*SHORT PROBLEM*: The material below should be written out in full and exactly; pictures stay out of the copy.

*RAW DATA*:
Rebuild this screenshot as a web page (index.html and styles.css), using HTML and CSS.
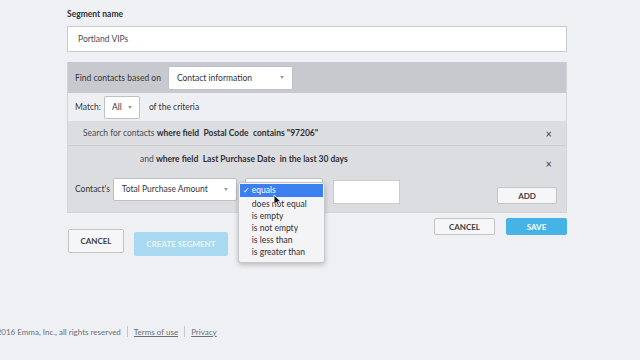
FILE: index.html
```html
<!DOCTYPE html>
<html>
<head>
  <title>Create segment</title>
  <link rel="stylesheet" href="styles.css">
</head>
<body>
  <div class="page">
    <div class="field-label">Segment name</div>
    <div class="text-input name-input">Portland VIPs</div>

    <div class="panel">
      <div class="panel-head">
        <span class="lbl">Find contacts based on</span>
        <div class="select source-select"><span>Contact information</span><span class="caret"></span></div>
      </div>
      <div class="match-row">
        <span class="lbl">Match:</span>
        <div class="select match-select"><span>All</span><span class="caret"></span></div>
        <span class="lbl">of the criteria</span>
      </div>
      <div class="crit crit-first">
        <div class="crit-text"><span class="light">Search for contacts</span> <b>where field</b>&nbsp; <b>Postal Code</b>&nbsp; <b>contains "97206"</b></div>
        <span class="close">&times;</span>
      </div>
      <div class="crit crit-second">
        <div class="crit-line">
          <div class="crit-text indent"><span class="light">and</span> <b>where field</b>&nbsp; <b>Last Purchase Date</b>&nbsp; <b>in the last 30 days</b></div>
          <span class="close">&times;</span>
        </div>
        <div class="builder">
          <span class="lbl">Contact's</span>
          <div class="select field-select"><span>Total Purchase Amount</span><span class="caret"></span></div>
          <div class="op-wrap">
            <div class="select op-select"></div>
            <ul class="menu">
              <li class="active"><span class="check">&#10003;</span>equals</li>
              <li>does not equal</li>
              <li>is empty</li>
              <li>is not empty</li>
              <li>is less than</li>
              <li>is greater than</li>
            </ul>
            <svg class="cursor" width="9" height="13" viewBox="0 0 9 13">
              <path d="M1 1 L1 10.5 L3.3 8.4 L5 12 L6.4 11.3 L4.8 7.8 L7.9 7.6 Z" fill="#111" stroke="#fff" stroke-width="0.8"/>
            </svg>
          </div>
          <div class="text-input value-input"></div>
          <button class="btn add-btn">ADD</button>
        </div>
      </div>
    </div>

    <div class="panel-actions">
      <button class="btn">CANCEL</button>
      <button class="btn btn-blue">SAVE</button>
    </div>

    <div class="form-actions">
      <button class="btn big-btn">CANCEL</button>
      <button class="btn big-btn btn-faded">CREATE SEGMENT</button>
    </div>
  </div>

  <div class="footer">
    <span>&copy;2016 Emma, Inc., all rights reserved</span>
    <span class="sep"></span>
    <a href="#">Terms of use</a>
    <span class="sep"></span>
    <a href="#">Privacy</a>
  </div>
</body>
</html>
```

FILE: styles.css
```css
body {
  margin: 0;
  background-color: #eff0f4;
  font-family: Lato, "Open Sans", Arial, sans-serif;
  color: #3a3c42;
  font-size: 8.5px;
}
.page {
  width: 500px;
  padding: 9px 0 0 67px;
}
.field-label {
  font-weight: bold;
  font-size: 8.5px;
  color: #2f3136;
  margin-bottom: 7px;
}
.text-input {
  background-color: #fff;
  border: 1px solid #c9cace;
  box-sizing: border-box;
}
.name-input {
  height: 26px;
  line-height: 24px;
  padding-left: 10px;
  color: #4a4c52;
}
.panel {
  margin-top: 10px;
  border: 1px solid #d3d4d8;
  border-top: none;
}
.panel-head {
  display: flex;
  align-items: center;
  height: 31px;
  background-color: #c8c9ce;
  padding: 0 7px;
  gap: 7px;
}
.lbl {
  color: #33353a;
}
.select {
  display: flex;
  align-items: center;
  justify-content: space-between;
  background-color: #fff;
  border: 1px solid #bfc0c4;
  border-radius: 2px;
  box-sizing: border-box;
  padding: 0 8px;
  color: #34363b;
}
.caret {
  width: 0;
  height: 0;
  border-left: 2.5px solid transparent;
  border-right: 2.5px solid transparent;
  border-top: 3px solid #9a9ca2;
}
.source-select {
  width: 125px;
  height: 24px;
}
.match-row {
  display: flex;
  align-items: center;
  height: 28px;
  padding: 0 7px;
  gap: 9px;
  background-color: #eeeff2;
}
.match-row .lbl:first-child {
  margin-right: -6px;
}
.match-select {
  width: 36px;
  height: 23px;
  padding: 0 7px;
}
.crit {
  background-color: #dcdde1;
}
.crit-first {
  display: flex;
  align-items: center;
  justify-content: space-between;
  height: 24px;
  padding: 0 14px 0 15px;
  border-bottom: 1px solid #cdced2;
}
.crit-text b {
  color: #2e3035;
}
.light {
  color: #4a4c52;
}
.close {
  font-size: 11px;
  color: #3a3c40;
}
.crit-second {
  padding: 8px 14px 8px 7px;
}
.crit-line {
  display: flex;
  justify-content: space-between;
  align-items: flex-start;
}
.crit-line .close {
  margin-top: 3px;
}
.indent {
  padding-left: 65px;
}
.builder {
  display: flex;
  align-items: center;
  margin-top: 4px;
}
.field-select {
  width: 124px;
  height: 23px;
  margin-left: 3px;
}
.op-wrap {
  position: relative;
  margin-left: 8px;
}
.op-select {
  width: 78px;
  height: 23px;
}
.menu {
  position: absolute;
  left: -7px;
  top: 4px;
  width: 85px;
  margin: 0;
  padding: 1px 0 4px;
  list-style: none;
  background-color: #f4f4f6;
  border: 1px solid #c6c7cb;
  border-radius: 3px;
  box-shadow: 0 2px 5px rgba(0, 0, 0, 0.22);
  z-index: 2;
}
.menu li {
  height: 12px;
  line-height: 12px;
  padding-left: 13px;
  color: #2e3035;
  font-size: 8.5px;
}
.menu li.active {
  position: relative;
  height: 13px;
  margin: 0 1px 1px;
  padding-left: 12px;
  background-color: #3c80ef;
  color: #fff;
}
.check {
  position: absolute;
  left: 3px;
  font-size: 8px;
}
.cursor {
  position: absolute;
  left: 28px;
  top: 16px;
  z-index: 3;
}
.value-input {
  width: 67px;
  height: 24px;
  margin-left: 10px;
  margin-top: 5px;
}
.btn {
  font-family: Lato, "Open Sans", Arial, sans-serif;
  font-size: 8px;
  font-weight: bold;
  color: #3c3e44;
  background-color: #f6f6f8;
  border: 1px solid #c3c4c8;
  border-radius: 2px;
  padding: 0;
  box-sizing: border-box;
}
.add-btn {
  width: 60px;
  height: 17px;
  margin-left: auto;
  margin-right: -5px;
  margin-top: 13px;
}
.panel-actions {
  display: flex;
  justify-content: flex-end;
  gap: 11px;
  margin-top: 5px;
}
.panel-actions .btn {
  width: 61px;
  height: 17px;
}
.btn-blue {
  background-color: #46b3e6;
  border-color: #46b3e6;
  color: #fff;
}
.form-actions {
  display: flex;
  gap: 10px;
  margin-top: -6px;
  padding-left: 1px;
}
.big-btn {
  width: 56px;
  height: 24px;
}
.btn-faded {
  width: 94px;
  margin-top: 3px;
  background-color: #a9d9f0;
  border-color: #a9d9f0;
  color: #e9f6fc;
}
.footer {
  display: flex;
  align-items: center;
  gap: 6px;
  margin: 70px 0 0 -10px;
  color: #6d6f75;
  font-size: 8px;
}
.footer a {
  color: #6d6f75;
  text-decoration: underline;
}
.sep {
  width: 1px;
  height: 11px;
  background-color: #c5c6ca;
}
```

*SOLUTION*:
Rebuild this screenshot as a web page (index.html and styles.css), using HTML and CSS.
FILE: index.html
```html
<!DOCTYPE html>
<html>
<head>
  <title>Create segment</title>
  <link rel="stylesheet" href="styles.css">
</head>
<body>
  <div class="page">
    <div class="field-label">Segment name</div>
    <div class="text-input name-input">Portland VIPs</div>

    <div class="panel">
      <div class="panel-head">
        <span class="lbl">Find contacts based on</span>
        <div class="select source-select"><span>Contact information</span><span class="caret"></span></div>
      </div>
      <div class="match-row">
        <span class="lbl">Match:</span>
        <div class="select match-select"><span>All</span><span class="caret"></span></div>
        <span class="lbl">of the criteria</span>
      </div>
      <div class="crit crit-first">
        <div class="crit-text"><span class="light">Search for contacts</span> <b>where field</b>&nbsp; <b>Postal Code</b>&nbsp; <b>contains "97206"</b></div>
        <span class="close">&times;</span>
      </div>
      <div class="crit crit-second">
        <div class="crit-line">
          <div class="crit-text indent"><span class="light">and</span> <b>where field</b>&nbsp; <b>Last Purchase Date</b>&nbsp; <b>in the last 30 days</b></div>
          <span class="close">&times;</span>
        </div>
        <div class="builder">
          <span class="lbl">Contact's</span>
          <div class="select field-select"><span>Total Purchase Amount</span><span class="caret"></span></div>
          <div class="op-wrap">
            <div class="select op-select"></div>
            <ul class="menu">
              <li class="active"><span class="check">&#10003;</span>equals</li>
              <li>does not equal</li>
              <li>is empty</li>
              <li>is not empty</li>
              <li>is less than</li>
              <li>is greater than</li>
            </ul>
            <svg class="cursor" width="9" height="13" viewBox="0 0 9 13">
              <path d="M1 1 L1 10.5 L3.3 8.4 L5 12 L6.4 11.3 L4.8 7.8 L7.9 7.6 Z" fill="#111" stroke="#fff" stroke-width="0.8"/>
            </svg>
          </div>
          <div class="text-input value-input"></div>
          <button class="btn add-btn">ADD</button>
        </div>
      </div>
    </div>

    <div class="panel-actions">
      <button class="btn">CANCEL</button>
      <button class="btn btn-blue">SAVE</button>
    </div>

    <div class="form-actions">
      <button class="btn big-btn">CANCEL</button>
      <button class="btn big-btn btn-faded">CREATE SEGMENT</button>
    </div>
  </div>

  <div class="footer">
    <span>&copy;2016 Emma, Inc., all rights reserved</span>
    <span class="sep"></span>
    <a href="#">Terms of use</a>
    <span class="sep"></span>
    <a href="#">Privacy</a>
  </div>
</body>
</html>
```

FILE: styles.css
```css
body {
  margin: 0;
  background-color: #eff0f4;
  font-family: Lato, "Open Sans", Arial, sans-serif;
  color: #3a3c42;
  font-size: 8.5px;
}
.page {
  width: 500px;
  padding: 9px 0 0 67px;
}
.field-label {
  font-weight: bold;
  font-size: 8.5px;
  color: #2f3136;
  margin-bottom: 7px;
}
.text-input {
  background-color: #fff;
  border: 1px solid #c9cace;
  box-sizing: border-box;
}
.name-input {
  height: 26px;
  line-height: 24px;
  padding-left: 10px;
  color: #4a4c52;
}
.panel {
  margin-top: 10px;
  border: 1px solid #d3d4d8;
  border-top: none;
}
.panel-head {
  display: flex;
  align-items: center;
  height: 31px;
  background-color: #c8c9ce;
  padding: 0 7px;
  gap: 7px;
}
.lbl {
  color: #33353a;
}
.select {
  display: flex;
  align-items: center;
  justify-content: space-between;
  background-color: #fff;
  border: 1px solid #bfc0c4;
  border-radius: 2px;
  box-sizing: border-box;
  padding: 0 8px;
  color: #34363b;
}
.caret {
  width: 0;
  height: 0;
  border-left: 2.5px solid transparent;
  border-right: 2.5px solid transparent;
  border-top: 3px solid #9a9ca2;
}
.source-select {
  width: 125px;
  height: 24px;
}
.match-row {
  display: flex;
  align-items: center;
  height: 28px;
  padding: 0 7px;
  gap: 9px;
  background-color: #eeeff2;
}
.match-row .lbl:first-child {
  margin-right: -6px;
}
.match-select {
  width: 36px;
  height: 23px;
  padding: 0 7px;
}
.crit {
  background-color: #dcdde1;
}
.crit-first {
  display: flex;
  align-items: center;
  justify-content: space-between;
  height: 24px;
  padding: 0 14px 0 15px;
  border-bottom: 1px solid #cdced2;
}
.crit-text b {
  color: #2e3035;
}
.light {
  color: #4a4c52;
}
.close {
  font-size: 11px;
  color: #3a3c40;
}
.crit-second {
  padding: 8px 14px 8px 7px;
}
.crit-line {
  display: flex;
  justify-content: space-between;
  align-items: flex-start;
}
.crit-line .close {
  margin-top: 3px;
}
.indent {
  padding-left: 65px;
}
.builder {
  display: flex;
  align-items: center;
  margin-top: 4px;
}
.field-select {
  width: 124px;
  height: 23px;
  margin-left: 3px;
}
.op-wrap {
  position: relative;
  margin-left: 8px;
}
.op-select {
  width: 78px;
  height: 23px;
}
.menu {
  position: absolute;
  left: -7px;
  top: 4px;
  width: 85px;
  margin: 0;
  padding: 1px 0 4px;
  list-style: none;
  background-color: #f4f4f6;
  border: 1px solid #c6c7cb;
  border-radius: 3px;
  box-shadow: 0 2px 5px rgba(0, 0, 0, 0.22);
  z-index: 2;
}
.menu li {
  height: 12px;
  line-height: 12px;
  padding-left: 13px;
  color: #2e3035;
  font-size: 8.5px;
}
.menu li.active {
  position: relative;
  height: 13px;
  margin: 0 1px 1px;
  padding-left: 12px;
  background-color: #3c80ef;
  color: #fff;
}
.check {
  position: absolute;
  left: 3px;
  font-size: 8px;
}
.cursor {
  position: absolute;
  left: 28px;
  top: 16px;
  z-index: 3;
}
.value-input {
  width: 67px;
  height: 24px;
  margin-left: 10px;
  margin-top: 5px;
}
.btn {
  font-family: Lato, "Open Sans", Arial, sans-serif;
  font-size: 8px;
  font-weight: bold;
  color: #3c3e44;
  background-color: #f6f6f8;
  border: 1px solid #c3c4c8;
  border-radius: 2px;
  padding: 0;
  box-sizing: border-box;
}
.add-btn {
  width: 60px;
  height: 17px;
  margin-left: auto;
  margin-right: -5px;
  margin-top: 13px;
}
.panel-actions {
  display: flex;
  justify-content: flex-end;
  gap: 11px;
  margin-top: 5px;
}
.panel-actions .btn {
  width: 61px;
  height: 17px;
}
.btn-blue {
  background-color: #46b3e6;
  border-color: #46b3e6;
  color: #fff;
}
.form-actions {
  display: flex;
  gap: 10px;
  margin-top: -6px;
  padding-left: 1px;
}
.big-btn {
  width: 56px;
  height: 24px;
}
.btn-faded {
  width: 94px;
  margin-top: 3px;
  background-color: #a9d9f0;
  border-color: #a9d9f0;
  color: #e9f6fc;
}
.footer {
  display: flex;
  align-items: center;
  gap: 6px;
  margin: 70px 0 0 -10px;
  color: #6d6f75;
  font-size: 8px;
}
.footer a {
  color: #6d6f75;
  text-decoration: underline;
}
.sep {
  width: 1px;
  height: 11px;
  background-color: #c5c6ca;
}
```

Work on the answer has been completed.